PD Editorial: As mail balloting spreads, votes must count

An absent-minded scrawl on the return envelope that doesn’t match a voter-registration card isn’t proof of a fraudulent vote or much of a standard for disenfranchising a voter.|

A Virginia legislative election ended in a dead heat in November, underscoring the potential importance of every vote.

That outcome ultimately was determined by drawing a name from a bowl. If one more person had shown up on election day …

But what about votes that get cast and don’t get counted?

Most of us probably don’t give much thought to our ballots once they get turned in, assuming, not unreasonably, that they will be tallied and included in the election results.

But thousands of ballots get rejected without any notification or appeal.

The primary reason is handwriting, and it’s looming larger than ever as California approaches a seismic shift in the way elections are conducted.

Consider the story of Pete La Follette, as told in Monday’s paper by Staff Writer Guy Kovner.

La Follette, a 25-year-old Sonoma County man, was among 8.5 million Californians who voted by mail in the 2016 presidential election.

As required, La Follette returned his ballot in a special, signed envelope. It was set aside, uncounted because election officials determined that La Follette’s signature on the ballot didn’t match the one on his voter registration card.

By law, signatures on mail ballots must be crosschecked with voter registration cards.

Here’s the problem: an absent-minded scrawl on the return envelope that doesn’t match a voter-registration card isn’t proof of a fraudulent vote, nor is it much of a standard for disenfranchising a voter. Messy handwriting is hardly uncommon. And a voter who doesn’t move or change political parties has no reason to reregister - or to think about whether their signature has changed over some period of time.

If this sounds trivial, consider that a UC Davis study determined that 69,000 ballots were rejected in the state’s 2012 election due to unmatched signatures. That figure fell to 45,000 last year, according to the American Civil Liberties Union, although the California secretary of state’s office places it closer to 26,000.

The solution isn’t to eliminate scrutiny. While voter fraud is extremely rare, elections need an audit trail. Voters are required to sign a log at polling stations, and mail ballots must be subject to scrutiny too.

A voter who neglects to sign the envelope can do so as much as eight days after the election, but state law is silent on rectifying unmatched signatures.
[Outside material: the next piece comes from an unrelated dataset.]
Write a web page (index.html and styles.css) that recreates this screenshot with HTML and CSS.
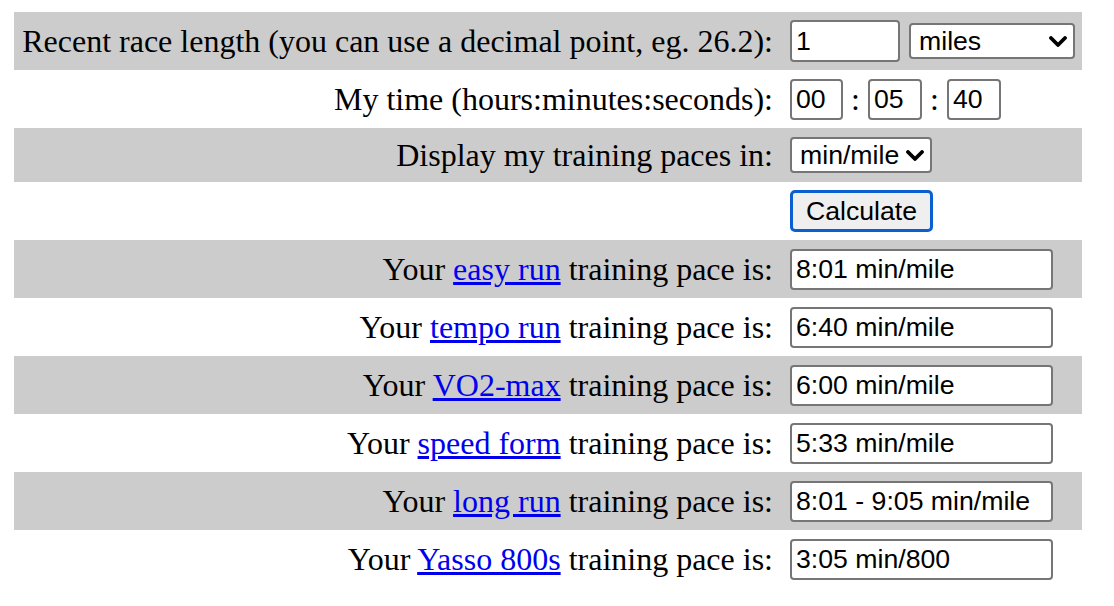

A lawsuit filed on La Follette’s behalf by the ACLU seeks to require elections officials to notify voters whose signatures are rejected and give them an opportunity to resolve any problem. A bill introduced by state Sen. Mike McGuire, D-Healdsburg, would impose a similar requirement.

Mail ballots comprised about 61 percent of all votes in 2016, a figure that has risen steadily since California relaxed absentee voting requirements in the late 1970s. And the number of mail ballots is poised to increase even more as California rolls out voting rules over the next two election cycles.

Beginning this year, 14 counties are authorized to do away with neighborhood polling stations and send ballots to all registered voters. Ballots can be returned by mail or turned in at regional voting centers. All 58 counties are authorized to switch to the new system in 2020.

No one’s vote should go uncounted, in a close contest or a landslide, because their handwriting is sloppy or their signature changed sometime after they registered to vote.